• _TASK PROMPT_: Filter these entries so that only lines with the word "this" remain.

--- start of RECORDS TO PROCESS ---

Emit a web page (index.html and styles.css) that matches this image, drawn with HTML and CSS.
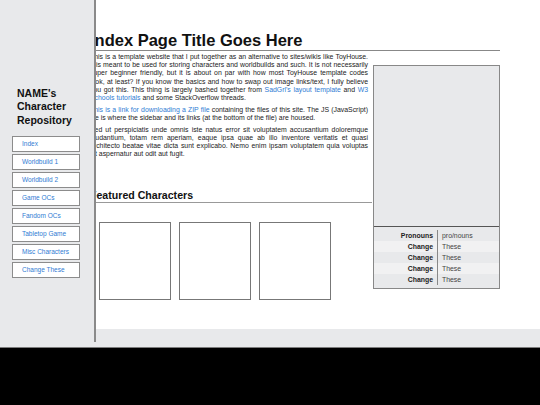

--- end of RECORDS TO PROCESS ---
--- start of RECORDS TO PROCESS ---

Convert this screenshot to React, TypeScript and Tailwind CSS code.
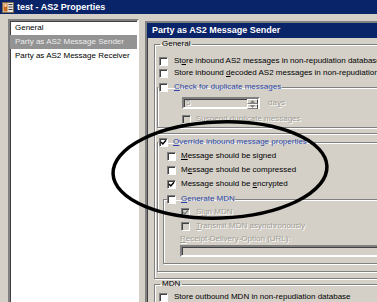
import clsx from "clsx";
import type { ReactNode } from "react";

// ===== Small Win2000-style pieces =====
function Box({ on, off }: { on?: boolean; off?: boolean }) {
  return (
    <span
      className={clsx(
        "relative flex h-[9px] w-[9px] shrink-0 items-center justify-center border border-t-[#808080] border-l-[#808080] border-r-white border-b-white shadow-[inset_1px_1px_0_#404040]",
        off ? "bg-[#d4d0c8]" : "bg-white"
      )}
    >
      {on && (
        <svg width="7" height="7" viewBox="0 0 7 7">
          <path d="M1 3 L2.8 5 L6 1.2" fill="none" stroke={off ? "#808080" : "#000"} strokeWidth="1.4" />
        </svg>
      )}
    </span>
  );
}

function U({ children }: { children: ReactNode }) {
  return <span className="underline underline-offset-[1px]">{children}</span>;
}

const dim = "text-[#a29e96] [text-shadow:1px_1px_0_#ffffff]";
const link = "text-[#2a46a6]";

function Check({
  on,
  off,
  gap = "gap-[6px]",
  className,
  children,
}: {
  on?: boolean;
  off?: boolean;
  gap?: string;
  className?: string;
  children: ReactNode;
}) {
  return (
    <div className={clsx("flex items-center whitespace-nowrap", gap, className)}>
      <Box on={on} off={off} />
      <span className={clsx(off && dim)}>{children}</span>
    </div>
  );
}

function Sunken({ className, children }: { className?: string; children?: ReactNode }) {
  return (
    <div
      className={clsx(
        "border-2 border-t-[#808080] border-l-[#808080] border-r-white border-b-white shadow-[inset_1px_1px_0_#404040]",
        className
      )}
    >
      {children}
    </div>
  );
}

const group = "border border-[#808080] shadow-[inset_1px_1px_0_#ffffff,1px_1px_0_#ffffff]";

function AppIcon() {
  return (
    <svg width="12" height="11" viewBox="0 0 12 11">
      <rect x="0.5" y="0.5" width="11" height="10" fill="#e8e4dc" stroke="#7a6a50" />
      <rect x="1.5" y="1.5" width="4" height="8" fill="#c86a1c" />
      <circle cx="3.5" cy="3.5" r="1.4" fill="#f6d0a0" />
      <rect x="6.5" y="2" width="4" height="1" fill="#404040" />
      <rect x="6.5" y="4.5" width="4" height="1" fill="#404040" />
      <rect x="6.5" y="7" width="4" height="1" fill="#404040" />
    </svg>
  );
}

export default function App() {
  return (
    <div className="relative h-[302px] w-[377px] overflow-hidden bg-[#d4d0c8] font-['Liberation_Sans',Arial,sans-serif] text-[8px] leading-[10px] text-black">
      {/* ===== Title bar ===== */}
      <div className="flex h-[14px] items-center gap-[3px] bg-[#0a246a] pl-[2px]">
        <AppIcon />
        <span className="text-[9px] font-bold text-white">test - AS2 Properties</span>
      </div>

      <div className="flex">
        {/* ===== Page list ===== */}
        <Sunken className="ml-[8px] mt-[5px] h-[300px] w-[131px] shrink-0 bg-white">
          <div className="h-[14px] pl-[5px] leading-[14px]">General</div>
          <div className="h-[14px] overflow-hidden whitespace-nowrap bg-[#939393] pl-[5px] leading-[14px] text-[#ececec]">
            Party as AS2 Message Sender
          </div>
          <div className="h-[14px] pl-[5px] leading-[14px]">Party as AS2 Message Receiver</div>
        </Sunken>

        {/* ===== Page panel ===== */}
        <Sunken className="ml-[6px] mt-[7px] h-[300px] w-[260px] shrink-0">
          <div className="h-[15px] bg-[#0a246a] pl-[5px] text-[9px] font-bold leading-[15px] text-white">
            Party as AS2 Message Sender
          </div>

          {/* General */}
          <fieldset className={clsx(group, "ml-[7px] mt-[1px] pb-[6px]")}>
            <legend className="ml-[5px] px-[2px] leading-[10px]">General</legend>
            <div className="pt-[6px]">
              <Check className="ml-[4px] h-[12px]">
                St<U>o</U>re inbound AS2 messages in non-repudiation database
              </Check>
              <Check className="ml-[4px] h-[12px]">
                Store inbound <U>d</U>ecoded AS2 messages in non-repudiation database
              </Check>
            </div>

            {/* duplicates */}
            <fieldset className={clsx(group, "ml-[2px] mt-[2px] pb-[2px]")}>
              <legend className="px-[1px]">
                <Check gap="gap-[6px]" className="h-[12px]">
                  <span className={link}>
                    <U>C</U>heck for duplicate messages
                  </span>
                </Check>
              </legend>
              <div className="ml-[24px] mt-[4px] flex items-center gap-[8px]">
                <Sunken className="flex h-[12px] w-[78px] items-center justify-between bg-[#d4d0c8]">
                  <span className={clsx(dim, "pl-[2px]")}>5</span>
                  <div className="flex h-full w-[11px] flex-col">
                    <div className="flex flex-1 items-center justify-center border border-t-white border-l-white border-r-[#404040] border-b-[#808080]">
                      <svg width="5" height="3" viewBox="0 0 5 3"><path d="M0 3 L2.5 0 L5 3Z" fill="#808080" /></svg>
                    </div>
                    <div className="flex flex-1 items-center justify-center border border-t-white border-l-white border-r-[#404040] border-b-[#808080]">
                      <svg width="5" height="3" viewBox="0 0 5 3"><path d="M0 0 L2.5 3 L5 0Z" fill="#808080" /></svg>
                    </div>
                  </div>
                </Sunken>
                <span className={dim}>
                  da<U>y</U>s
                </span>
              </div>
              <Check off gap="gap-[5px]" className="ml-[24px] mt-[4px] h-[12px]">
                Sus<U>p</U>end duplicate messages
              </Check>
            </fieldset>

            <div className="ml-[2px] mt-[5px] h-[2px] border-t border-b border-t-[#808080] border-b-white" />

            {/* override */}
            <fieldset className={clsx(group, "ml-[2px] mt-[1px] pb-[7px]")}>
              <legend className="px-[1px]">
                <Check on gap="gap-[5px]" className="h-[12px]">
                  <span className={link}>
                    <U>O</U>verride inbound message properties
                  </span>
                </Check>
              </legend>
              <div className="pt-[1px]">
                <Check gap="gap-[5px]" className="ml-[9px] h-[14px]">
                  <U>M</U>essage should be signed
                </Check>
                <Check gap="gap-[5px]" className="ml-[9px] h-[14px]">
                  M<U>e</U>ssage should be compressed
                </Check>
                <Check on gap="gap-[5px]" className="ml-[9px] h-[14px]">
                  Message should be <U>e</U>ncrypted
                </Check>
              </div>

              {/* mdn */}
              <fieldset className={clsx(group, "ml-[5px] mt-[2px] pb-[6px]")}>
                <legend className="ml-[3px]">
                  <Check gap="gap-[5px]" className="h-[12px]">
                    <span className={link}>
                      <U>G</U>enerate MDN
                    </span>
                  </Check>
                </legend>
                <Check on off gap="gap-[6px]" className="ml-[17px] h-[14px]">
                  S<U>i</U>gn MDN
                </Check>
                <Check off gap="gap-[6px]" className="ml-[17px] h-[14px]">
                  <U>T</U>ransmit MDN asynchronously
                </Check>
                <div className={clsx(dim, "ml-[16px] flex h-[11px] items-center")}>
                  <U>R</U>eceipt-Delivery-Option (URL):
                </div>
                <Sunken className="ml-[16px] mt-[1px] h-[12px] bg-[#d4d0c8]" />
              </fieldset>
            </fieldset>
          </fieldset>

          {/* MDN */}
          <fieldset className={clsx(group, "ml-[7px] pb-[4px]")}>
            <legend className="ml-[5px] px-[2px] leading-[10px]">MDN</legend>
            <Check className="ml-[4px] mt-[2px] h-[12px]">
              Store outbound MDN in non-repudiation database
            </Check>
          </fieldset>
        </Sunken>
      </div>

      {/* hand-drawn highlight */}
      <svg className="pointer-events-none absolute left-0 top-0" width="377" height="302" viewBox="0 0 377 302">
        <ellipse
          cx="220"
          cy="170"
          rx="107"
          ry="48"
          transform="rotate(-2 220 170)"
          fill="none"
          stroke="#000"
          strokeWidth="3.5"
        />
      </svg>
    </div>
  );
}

--- end of RECORDS TO PROCESS ---

• _COMPLETE ANSWER_:
Emit a web page (index.html and styles.css) that matches this image, drawn with HTML and CSS.
Convert this screenshot to React, TypeScript and Tailwind CSS code.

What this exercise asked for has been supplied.